Aslında kötülüklerin sebebi, kulaktan dolma yalan yanlış bilgilerle eski âdetleri devam ettirmek ve batıl inançlara sıkı sıkıya bağlı olmaktır. Pozitif bilim, o asırlardır inanılan safsataları çürüttüğü halde alışkanlık ya da takıntı haline getiren insanlar, o aptalca uygulamaları terk edemezler. Bazıları da hayatlarında bir kere olsun bir yanlışı savunmuş oldukları için artık ona zıt bir şey söyleyemez hale gelir.
Allah’ın insanı kendi suretinde yaratmasını, elli ayaklı, başlı gözlü zanneden insanlar, o yanlışlarına o kadar inanırlar ki kendilerine benzer bir tanrı yaratmaya kalktıklarının farkına bile varamazlar.
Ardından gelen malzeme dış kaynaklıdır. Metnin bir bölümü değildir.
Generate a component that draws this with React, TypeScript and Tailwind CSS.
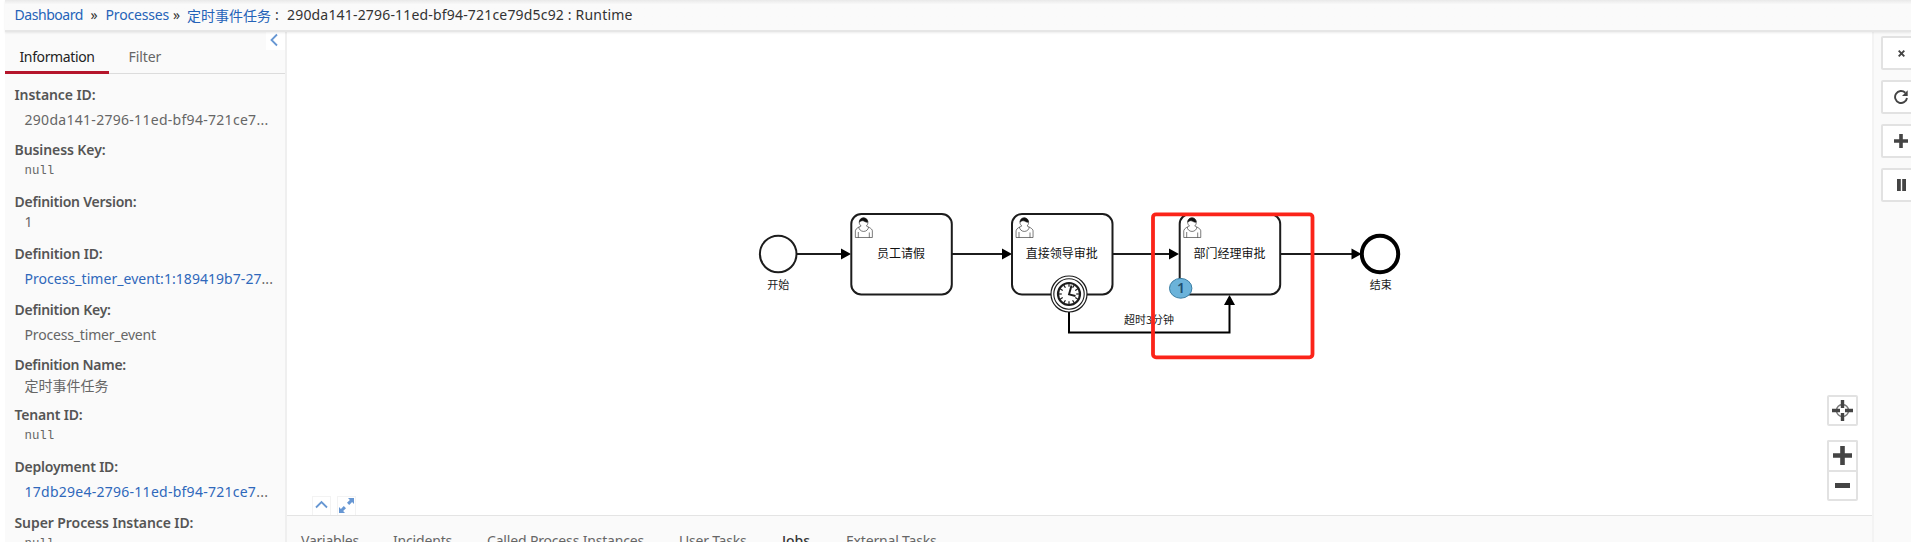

Ne yazık ki insanların çoğu Allah’a tapmadıkları kadar yonttukları nesnelere ya da maddeye taparlar. Onun için gönderilen Peygamberlere inanmamakla kalmamış, işi kan dökmeye kadar götürmüşlerdir.
Batıl inançların çoğunun Fenike, Helen, Roma, Hint, Acem, Babil ve Mısırlılar gibi ilkçağ kavimlerinden, bir kısmının da Şaman, Yahudi ve Hıristiyanlardan geldiği söylenmektedir.
İslam, hurafelerin tamamını reddeder. Onlar akla ve mantığa uygun değildir. Dinsizlere ait uygulamalar olmalarına akıl erer belki de Hak dinlere mensup olanların hâlâ düşünmeden onları tatbik etmelerine şaşmamak imkânsız. Yalnız Allah vardır. Gaybı bir O bilir. Uğur ve uğursuzluk diye bir şey yoktur. Ruh gelmez. Konuşmaz. Ölülerden de dirilerden de geleceğe dair haber alınamaz.
İnsan kaderini değiştiremez. Allah dilemedikçe yazılan silinmez. Hiçbir konuda kimse O’nun kararını değiştiremez. İslamiyet, hurafeleri, safsataları, batıl inanç ve uygulamaları kabul etmez. Uğuru uğursuzluğu, falı, büyüyü kesinlikle yasaklamıştır. Kehaneti de öyle… Kâhin, Allah’ın gizlediği hiçbir şeyi açık edemez.
Özellikle Araplarda falcılık oldukça yaygındı. Câhiliye döneminde uğura uğursuzluğa, kehanete fala çok inanılıyordu. İslamiyet, geleceğe yönelik tahminleri yasaklamıştır. O işlerle uğraşanların, onlara inananların namazlarının kırk gün kabul olmayacağı bildirilmiştir. Bunlar şirktir! İndirileni inkârdır. Büyü ve muska taşımak da öyledir.
Araplarda güneşe, aya, yıldızlara, meleğe, cine ve şeytana tapanlar da vardı. Bazıları güneşin melek olduğuna, şeytanların putlara girdiğine inanırdı. Yıldız kaymalarını felaketlere yorarlardı. Yıldız kayınca, o gece büyük bir adamın öldüğüne ve büyük bir adamın doğduğuna işaret olduğunu söylerlerdi. Hayaletlere inanırlar, özellikle boş alanlarda yaşayan, zaman zaman insanlara görünen Ğûî adlı efsanevi bir varlıktan söz ederlerdi. Hayal görenlere besmele çekmeleri veya ezan okumaları tavsiye edilmiştir.
İslamiyet inanç, azim, sabır ve çalışmayı gerektirir."